Improving GNSS Positioning using Neural Network-based Corrections

TL;DR

This paper introduces a neural network approach to improve GNSS positioning accuracy by learning corrections from pseudorange residuals, addressing challenges like data variability and overfitting, and demonstrating superior performance over traditional methods.

Contribution

The work presents a novel DNN architecture for GNSS correction that handles variable measurement sets and employs data augmentation to reduce overfitting, outperforming baseline methods.

Findings

Improved initial positioning accuracy with DNN corrections in simulations.

Outperforms weighted least squares baseline on real-world data.

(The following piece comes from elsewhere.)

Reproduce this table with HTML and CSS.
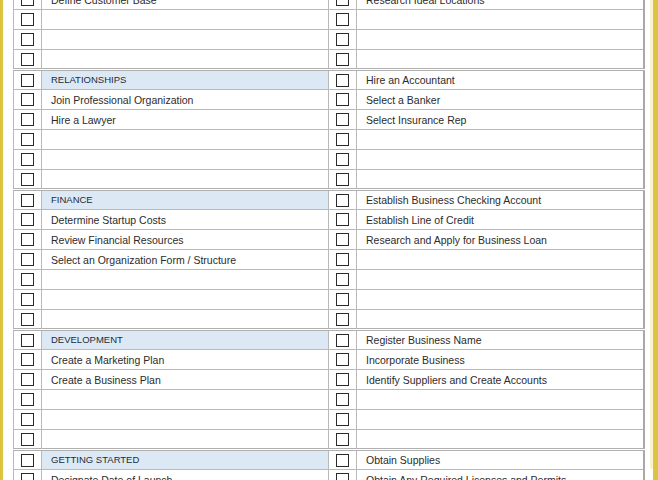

Effective handling of measurement variability and overfitting in GNSS correction.

Abstract

Deep Neural Networks (DNNs) are a promising tool for Global Navigation Satellite System (GNSS) positioning in the presence of multipath and non-line-of-sight errors, owing to their ability to model complex errors using data. However, developing a DNN for GNSS positioning presents various challenges, such as 1) poor numerical conditioning caused by large variations in measurements and position values across the globe, 2) varying number and order within the set of measurements due to changing satellite visibility, and 3) overfitting to available data. In this work, we address the aforementioned challenges and propose an approach for GNSS positioning by applying DNN-based corrections to an initial position guess. Our DNN learns to output the position correction using the set of pseudorange residuals and satellite line-of-sight vectors as inputs. The limited variation in these input and output values improves the numerical conditioning for our DNN. We design our DNN architecture to combine information from the available GNSS measurements, which vary both in number and order, by leveraging recent advancements in set-based deep learning methods. Furthermore, we present a data augmentation strategy for reducing overfitting in the DNN by randomizing the initial position guesses. We first perform simulations and show an improvement in the initial positioning error when our DNN-based corrections are applied. After this, we demonstrate that our approach outperforms a WLS baseline on real-world data. Our implementation is available at github.com/Stanford-NavLab/deep_gnss.